The Army wants a help desk for operational data problems

The U.S. Army has formally launched a pilot Data Operations Center designed to help tactical units deal with one of modern command-and-control’s least glamorous but most persistent problems: moving data where it needs to go, when it needs to get there, without forcing frontline teams to spend their time untangling access and infrastructure issues.

According to Brig. Gen. Michael Kaloostian, who also serves as director of the Command and Control Future Capability Directorate, the new Army Data Operations Center is meant to act as a kind of emergency support line for operational forces. The center officially stood up on April 3 and will run for 180 days under Army Cyber Command as a pilot program.

Why the Army created the center

Kaloostian described the problem in practical terms. Units are trying to connect data objects across different cloud environments, work with enterprise data owners, and pull mission data into tactical systems tied to next-generation command and control. In the field, those tasks can quickly become an operational distraction.

That burden has been falling on division-level operational data teams and other officers who end up trying to troubleshoot feeds, permissions, and latency under exercise or operational conditions. In Kaloostian’s account, the issue is not simply technology performance. It is also the accumulation of approval chains, access rules, and outdated bureaucracy that slows data sharing even when the military has systems capable of generating the information.

His description of the mission was blunt: the new center is intended to relieve divisions and their operational data teams so they can focus on commanders’ priorities rather than acting as their own data integration help desks.

From cloud friction to mission delays

The Army’s examples show why that matters. One scenario involved the challenge of getting a full-motion video feed from a partner nation ingested into a commander’s common operational picture. Another centered on latency problems with systems used in tactical environments. These are not abstract back-office inconveniences. When targeting data or shared situational awareness slows down, commanders lose time and confidence.

Kaloostian pointed to one exercise involving the 4th Infantry Division, where latency in the Army Intel Data Platform disrupted the flow of targeting. Users had to stop and investigate the bottleneck instead of concentrating on the fight itself. That kind of interruption is precisely what the pilot center is supposed to reduce.

The underlying theme is that the Army’s data challenge now sits at the intersection of software architecture and operational tempo. Tactical units increasingly depend on pulling together information from multiple systems, clouds, and partners, but the institutional machinery for doing that cleanly has not always kept pace.

A pilot with larger implications

The Army says the 180-day effort is meant to create a blueprint for what a permanent organization could look like. That makes the pilot more than a temporary support function.
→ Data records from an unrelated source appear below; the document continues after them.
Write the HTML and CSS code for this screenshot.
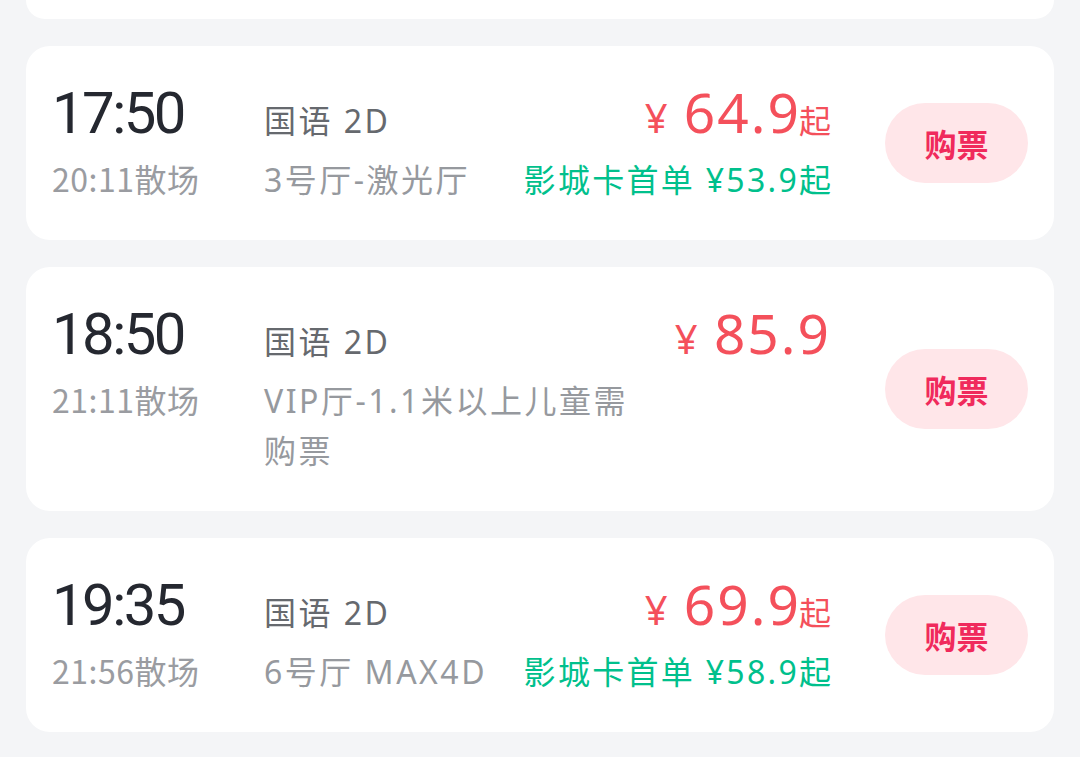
FILE: index.html
```html
<!DOCTYPE html>
<html>
<head>
  <meta charset="utf-8">
  <title>场次列表</title>
  <link rel="stylesheet" href="styles.css">
</head>
<body>
  <div class="showList">
    <div class="showCard stub"></div>

    <div class="showCard">
      <div class="showTime">
        <div class="startAt">17:50</div>
        <div class="endAt">20:11散场</div>
      </div>
      <div class="showInfo">
        <div class="lang">国语 2D</div>
        <div class="hall">3号厅-激光厅</div>
      </div>
      <div class="showPrice">
        <div class="price"><span class="yen">¥</span> 64.9<span class="from">起</span></div>
        <div class="cardPrice">影城卡首单 ¥53.9起</div>
      </div>
      <button class="buyBtn">购票</button>
    </div>

    <div class="showCard">
      <div class="showTime">
        <div class="startAt">18:50</div>
        <div class="endAt">21:11散场</div>
      </div>
      <div class="showInfo">
        <div class="lang">国语 2D</div>
        <div class="hall">VIP厅-1.1米以上儿童需购票</div>
      </div>
      <div class="showPrice">
        <div class="price"><span class="yen">¥</span> 85.9</div>
      </div>
      <button class="buyBtn">购票</button>
    </div>

    <div class="showCard">
      <div class="showTime">
        <div class="startAt">19:35</div>
        <div class="endAt">21:56散场</div>
      </div>
      <div class="showInfo">
        <div class="lang">国语 2D</div>
        <div class="hall">6号厅 MAX4D</div>
      </div>
      <div class="showPrice">
        <div class="price"><span class="yen">¥</span> 69.9<span class="from">起</span></div>
        <div class="cardPrice">影城卡首单 ¥58.9起</div>
      </div>
      <button class="buyBtn">购票</button>
    </div>
  </div>
</body>
</html>
```

FILE: styles.css
```css
* {
  margin: 0;
  padding: 0;
  box-sizing: border-box;
}
body {
  background-color: #f4f5f7;
  font-family: "Noto Sans CJK SC", "Noto Sans", sans-serif;
}
.showList {
  display: flex;
  flex-direction: column;
  gap: 27px;
  padding: 0 26px;
}
.showCard {
  display: flex;
  align-items: baseline;
  padding: 35px 26px 35px 26px;
  background-color: #fff;
  border-radius: 24px;
}
.showCard.stub {
  height: 19px;
  padding: 0;
  border-radius: 0 0 24px 24px;
}
.showTime {
  flex: none;
  width: 212px;
}
.startAt {
  font-family: Roboto, "Noto Sans", sans-serif;
  font-size: 58px;
  line-height: 61px;
  letter-spacing: -2.5px;
  color: #252830;
  margin-bottom: 9px;
}
.endAt {
  font-size: 32px;
  line-height: 50px;
  letter-spacing: 0.5px;
  color: #9a9ca1;
}
.showInfo {
  flex: 0 1 375px;
  margin-right: auto;
  font-family: "Noto Sans", "Noto Sans CJK SC", sans-serif;
  font-size: 32px;
  line-height: 50px;
  letter-spacing: 2.5px;
}
.lang {
  color: #66696e;
  margin-bottom: 9px;
}
.hall {
  color: #96999e;
}
.showPrice {
  flex: none;
  text-align: right;
}
.price {
  font-family: "Noto Sans", "Noto Sans CJK SC", sans-serif;
  font-size: 55px;
  line-height: 61px;
  letter-spacing: 2px;
  color: #f4505b;
  margin-bottom: 12.5px;
}
.price .yen {
  font-size: 40px;
  line-height: 1;
  letter-spacing: 0;
}
.price .from {
  font-family: "Noto Sans CJK SC", sans-serif;
  font-size: 32px;
  line-height: 1;
  letter-spacing: 0;
  margin-left: -2px;
}
.cardPrice {
  font-family: "Noto Sans", "Noto Sans CJK SC", sans-serif;
  font-size: 32px;
  line-height: 50px;
  letter-spacing: 2.3px;
  margin-right: -2.3px;
  color: #00c08c;
}
.buyBtn {
  flex: none;
  align-self: center;
  width: 143px;
  height: 80px;
  margin-left: 54px;
  border: none;
  outline: none;
  border-radius: 40px;
  background-color: #ffe6e9;
  font-family: "Noto Sans CJK SC", sans-serif;
  font-size: 32px;
  font-weight: bold;
  color: #f02a5c;
  cursor: pointer;
}
```
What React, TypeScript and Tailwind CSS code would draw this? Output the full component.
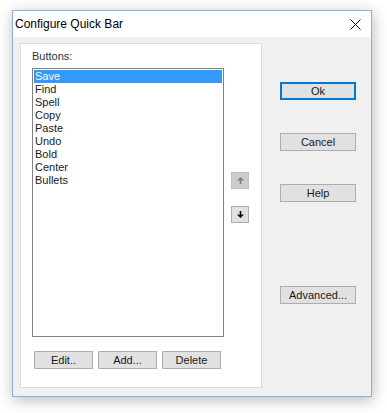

It is also a test of whether the service should centralize a portion of its operational data troubleshooting and integration expertise instead of leaving those problems to be solved ad hoc at the unit level.

If the concept works, it could have implications beyond better technical support. A successful permanent version might become part of the Army’s broader shift toward data-centric operations, in which commanders expect cross-domain information to move rapidly between enterprise systems and tactical users. If it fails, the Army risks confirming a familiar pattern in defense modernization: advanced digital concepts on paper, but too much friction in the final mile to operators.

What success would look like

The center’s value will likely be judged by whether it can reduce the time required to make data accessible, identify latency sources more quickly, and cut through the administrative red tape that currently slows units down. The source report makes clear that frustration in the field often stems from bureaucracy as much as from missing technology.

That is a notable point. Many military modernization programs focus on acquiring new tools, but the Army’s own framing here suggests that practical integration and permissions work may be just as decisive. Units do not merely need more data. They need reliable ways to connect existing systems, partners, and feeds in time to matter.

The Data Operations Center is therefore a modest-sounding initiative with outsized operational relevance. Modern warfighting increasingly depends on data flows that work under pressure. By creating a dedicated organization to solve those problems for tactical units, the Army is implicitly acknowledging that the fight for decision advantage can be lost not only on the battlefield, but also inside the architecture that is supposed to connect it.